▸ **Objective**:
Give back the full listing, character for character, with no pictures.

▸ **Recorded data**:
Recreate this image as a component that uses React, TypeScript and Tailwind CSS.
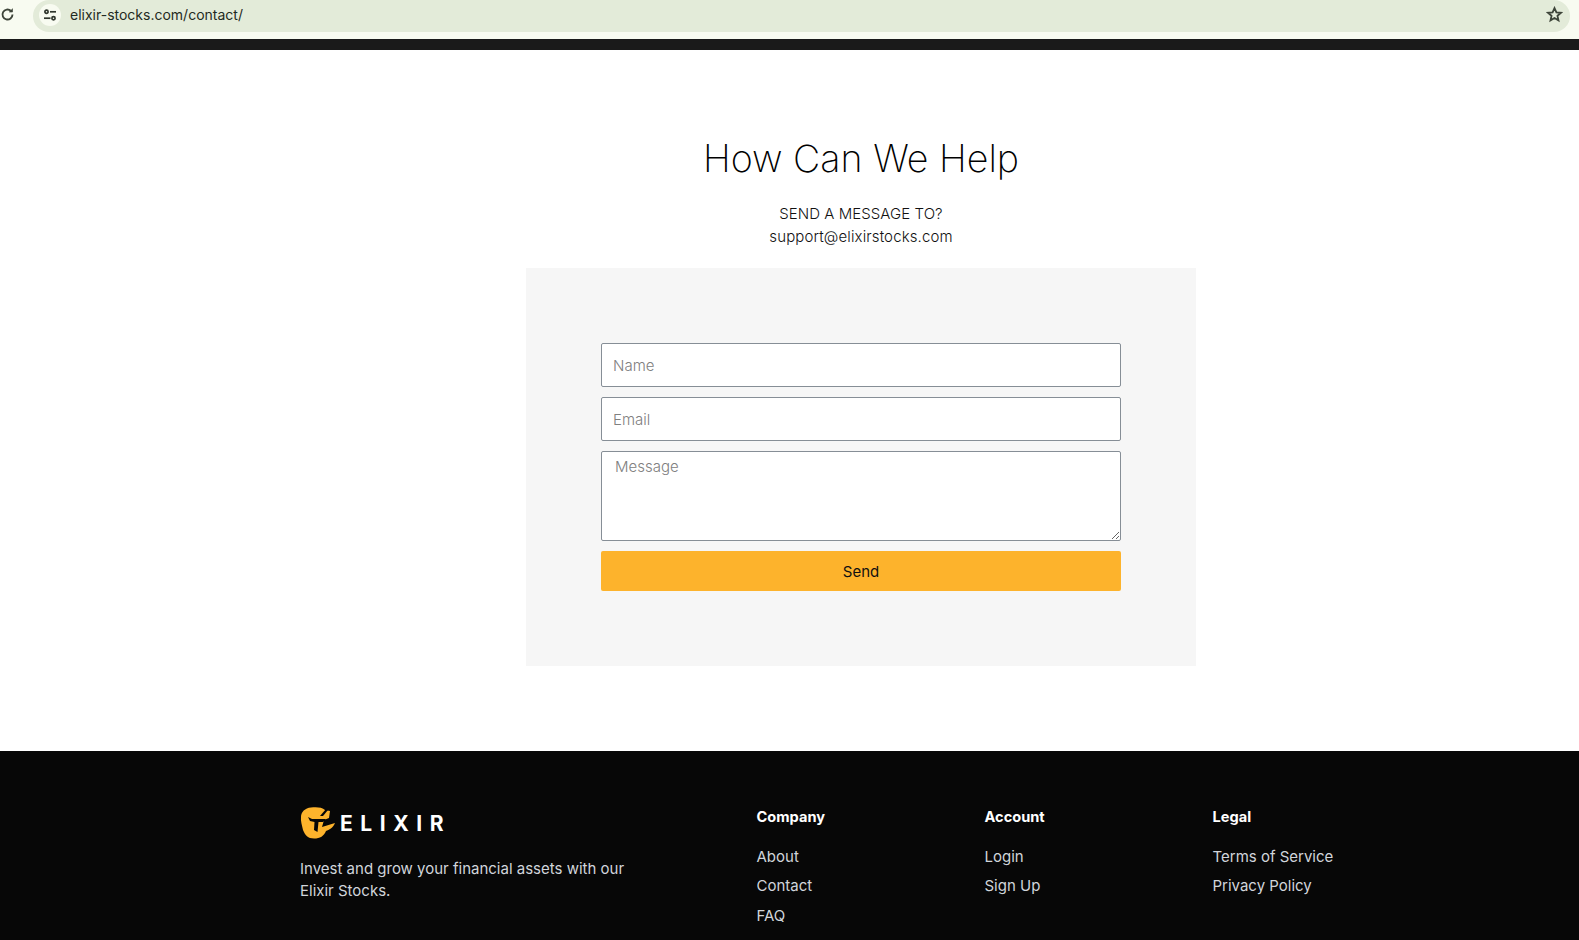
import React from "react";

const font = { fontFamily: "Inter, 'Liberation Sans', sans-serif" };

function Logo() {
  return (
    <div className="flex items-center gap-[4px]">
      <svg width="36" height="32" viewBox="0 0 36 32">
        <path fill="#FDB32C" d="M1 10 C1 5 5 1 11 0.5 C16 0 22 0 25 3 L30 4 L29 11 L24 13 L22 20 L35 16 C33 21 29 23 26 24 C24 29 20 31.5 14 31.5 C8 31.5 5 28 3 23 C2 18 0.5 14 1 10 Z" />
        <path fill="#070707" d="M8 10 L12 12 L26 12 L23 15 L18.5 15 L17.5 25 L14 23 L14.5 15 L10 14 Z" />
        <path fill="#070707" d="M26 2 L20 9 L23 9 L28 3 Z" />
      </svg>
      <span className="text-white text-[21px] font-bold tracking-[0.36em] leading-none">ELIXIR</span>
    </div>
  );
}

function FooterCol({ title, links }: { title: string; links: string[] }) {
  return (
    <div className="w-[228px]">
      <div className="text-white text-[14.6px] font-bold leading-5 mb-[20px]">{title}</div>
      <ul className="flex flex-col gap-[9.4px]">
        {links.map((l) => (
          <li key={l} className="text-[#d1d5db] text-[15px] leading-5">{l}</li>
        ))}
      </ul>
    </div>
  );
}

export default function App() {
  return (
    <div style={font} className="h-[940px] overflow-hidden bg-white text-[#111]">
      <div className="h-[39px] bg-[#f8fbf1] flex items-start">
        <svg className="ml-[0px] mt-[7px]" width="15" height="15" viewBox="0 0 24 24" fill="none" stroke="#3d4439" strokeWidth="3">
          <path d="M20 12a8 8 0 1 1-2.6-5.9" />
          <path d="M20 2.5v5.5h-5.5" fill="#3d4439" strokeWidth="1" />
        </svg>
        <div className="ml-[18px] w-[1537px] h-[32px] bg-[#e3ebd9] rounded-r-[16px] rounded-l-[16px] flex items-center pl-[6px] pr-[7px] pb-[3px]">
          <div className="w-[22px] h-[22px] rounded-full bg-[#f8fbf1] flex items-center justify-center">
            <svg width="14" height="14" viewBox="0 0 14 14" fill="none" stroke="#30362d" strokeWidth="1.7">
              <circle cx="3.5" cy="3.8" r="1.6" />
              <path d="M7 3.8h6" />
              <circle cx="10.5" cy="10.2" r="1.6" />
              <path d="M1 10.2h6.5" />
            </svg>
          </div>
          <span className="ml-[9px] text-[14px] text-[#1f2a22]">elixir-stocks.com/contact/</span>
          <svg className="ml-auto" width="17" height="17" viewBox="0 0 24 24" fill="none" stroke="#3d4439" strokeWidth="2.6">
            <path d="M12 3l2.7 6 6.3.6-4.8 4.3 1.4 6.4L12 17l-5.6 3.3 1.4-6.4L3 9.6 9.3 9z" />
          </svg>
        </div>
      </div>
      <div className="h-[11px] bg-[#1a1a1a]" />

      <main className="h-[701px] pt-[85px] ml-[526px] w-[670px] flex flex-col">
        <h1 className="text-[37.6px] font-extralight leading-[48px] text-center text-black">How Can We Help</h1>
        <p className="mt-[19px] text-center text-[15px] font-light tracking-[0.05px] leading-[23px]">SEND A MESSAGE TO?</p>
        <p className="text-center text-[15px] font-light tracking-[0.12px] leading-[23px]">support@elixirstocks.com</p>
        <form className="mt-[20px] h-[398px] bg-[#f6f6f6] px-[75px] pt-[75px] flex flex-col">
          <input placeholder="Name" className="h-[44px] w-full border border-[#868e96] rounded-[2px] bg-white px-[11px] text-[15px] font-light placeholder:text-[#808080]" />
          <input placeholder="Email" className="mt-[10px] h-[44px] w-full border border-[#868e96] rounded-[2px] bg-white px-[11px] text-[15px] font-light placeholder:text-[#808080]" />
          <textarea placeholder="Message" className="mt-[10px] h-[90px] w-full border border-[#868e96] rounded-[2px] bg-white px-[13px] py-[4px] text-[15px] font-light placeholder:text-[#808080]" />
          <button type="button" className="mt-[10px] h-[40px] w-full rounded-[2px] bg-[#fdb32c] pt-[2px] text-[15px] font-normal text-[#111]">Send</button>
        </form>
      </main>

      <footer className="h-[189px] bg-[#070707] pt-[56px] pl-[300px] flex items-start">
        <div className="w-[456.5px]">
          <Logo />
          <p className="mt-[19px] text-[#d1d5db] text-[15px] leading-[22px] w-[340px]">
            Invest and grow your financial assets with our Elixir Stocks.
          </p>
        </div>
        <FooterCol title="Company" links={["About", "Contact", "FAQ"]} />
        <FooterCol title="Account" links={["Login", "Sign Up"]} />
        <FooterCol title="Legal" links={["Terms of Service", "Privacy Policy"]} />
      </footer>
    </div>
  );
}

▸ **Answer for the task**:
Recreate this image as a component that uses React, TypeScript and Tailwind CSS.
import React from "react";

const font = { fontFamily: "Inter, 'Liberation Sans', sans-serif" };

function Logo() {
  return (
    <div className="flex items-center gap-[4px]">
      <svg width="36" height="32" viewBox="0 0 36 32">
        <path fill="#FDB32C" d="M1 10 C1 5 5 1 11 0.5 C16 0 22 0 25 3 L30 4 L29 11 L24 13 L22 20 L35 16 C33 21 29 23 26 24 C24 29 20 31.5 14 31.5 C8 31.5 5 28 3 23 C2 18 0.5 14 1 10 Z" />
        <path fill="#070707" d="M8 10 L12 12 L26 12 L23 15 L18.5 15 L17.5 25 L14 23 L14.5 15 L10 14 Z" />
        <path fill="#070707" d="M26 2 L20 9 L23 9 L28 3 Z" />
      </svg>
      <span className="text-white text-[21px] font-bold tracking-[0.36em] leading-none">ELIXIR</span>
    </div>
  );
}

function FooterCol({ title, links }: { title: string; links: string[] }) {
  return (
    <div className="w-[228px]">
      <div className="text-white text-[14.6px] font-bold leading-5 mb-[20px]">{title}</div>
      <ul className="flex flex-col gap-[9.4px]">
        {links.map((l) => (
          <li key={l} className="text-[#d1d5db] text-[15px] leading-5">{l}</li>
        ))}
      </ul>
    </div>
  );
}

export default function App() {
  return (
    <div style={font} className="h-[940px] overflow-hidden bg-white text-[#111]">
      <div className="h-[39px] bg-[#f8fbf1] flex items-start">
        <svg className="ml-[0px] mt-[7px]" width="15" height="15" viewBox="0 0 24 24" fill="none" stroke="#3d4439" strokeWidth="3">
          <path d="M20 12a8 8 0 1 1-2.6-5.9" />
          <path d="M20 2.5v5.5h-5.5" fill="#3d4439" strokeWidth="1" />
        </svg>
        <div className="ml-[18px] w-[1537px] h-[32px] bg-[#e3ebd9] rounded-r-[16px] rounded-l-[16px] flex items-center pl-[6px] pr-[7px] pb-[3px]">
          <div className="w-[22px] h-[22px] rounded-full bg-[#f8fbf1] flex items-center justify-center">
            <svg width="14" height="14" viewBox="0 0 14 14" fill="none" stroke="#30362d" strokeWidth="1.7">
              <circle cx="3.5" cy="3.8" r="1.6" />
              <path d="M7 3.8h6" />
              <circle cx="10.5" cy="10.2" r="1.6" />
              <path d="M1 10.2h6.5" />
            </svg>
          </div>
          <span className="ml-[9px] text-[14px] text-[#1f2a22]">elixir-stocks.com/contact/</span>
          <svg className="ml-auto" width="17" height="17" viewBox="0 0 24 24" fill="none" stroke="#3d4439" strokeWidth="2.6">
            <path d="M12 3l2.7 6 6.3.6-4.8 4.3 1.4 6.4L12 17l-5.6 3.3 1.4-6.4L3 9.6 9.3 9z" />
          </svg>
        </div>
      </div>
      <div className="h-[11px] bg-[#1a1a1a]" />

      <main className="h-[701px] pt-[85px] ml-[526px] w-[670px] flex flex-col">
        <h1 className="text-[37.6px] font-extralight leading-[48px] text-center text-black">How Can We Help</h1>
        <p className="mt-[19px] text-center text-[15px] font-light tracking-[0.05px] leading-[23px]">SEND A MESSAGE TO?</p>
        <p className="text-center text-[15px] font-light tracking-[0.12px] leading-[23px]">support@elixirstocks.com</p>
        <form className="mt-[20px] h-[398px] bg-[#f6f6f6] px-[75px] pt-[75px] flex flex-col">
          <input placeholder="Name" className="h-[44px] w-full border border-[#868e96] rounded-[2px] bg-white px-[11px] text-[15px] font-light placeholder:text-[#808080]" />
          <input placeholder="Email" className="mt-[10px] h-[44px] w-full border border-[#868e96] rounded-[2px] bg-white px-[11px] text-[15px] font-light placeholder:text-[#808080]" />
          <textarea placeholder="Message" className="mt-[10px] h-[90px] w-full border border-[#868e96] rounded-[2px] bg-white px-[13px] py-[4px] text-[15px] font-light placeholder:text-[#808080]" />
          <button type="button" className="mt-[10px] h-[40px] w-full rounded-[2px] bg-[#fdb32c] pt-[2px] text-[15px] font-normal text-[#111]">Send</button>
        </form>
      </main>

      <footer className="h-[189px] bg-[#070707] pt-[56px] pl-[300px] flex items-start">
        <div className="w-[456.5px]">
          <Logo />
          <p className="mt-[19px] text-[#d1d5db] text-[15px] leading-[22px] w-[340px]">
            Invest and grow your financial assets with our Elixir Stocks.
          </p>
        </div>
        <FooterCol title="Company" links={["About", "Contact", "FAQ"]} />
        <FooterCol title="Account" links={["Login", "Sign Up"]} />
        <FooterCol title="Legal" links={["Terms of Service", "Privacy Policy"]} />
      </footer>
    </div>
  );
}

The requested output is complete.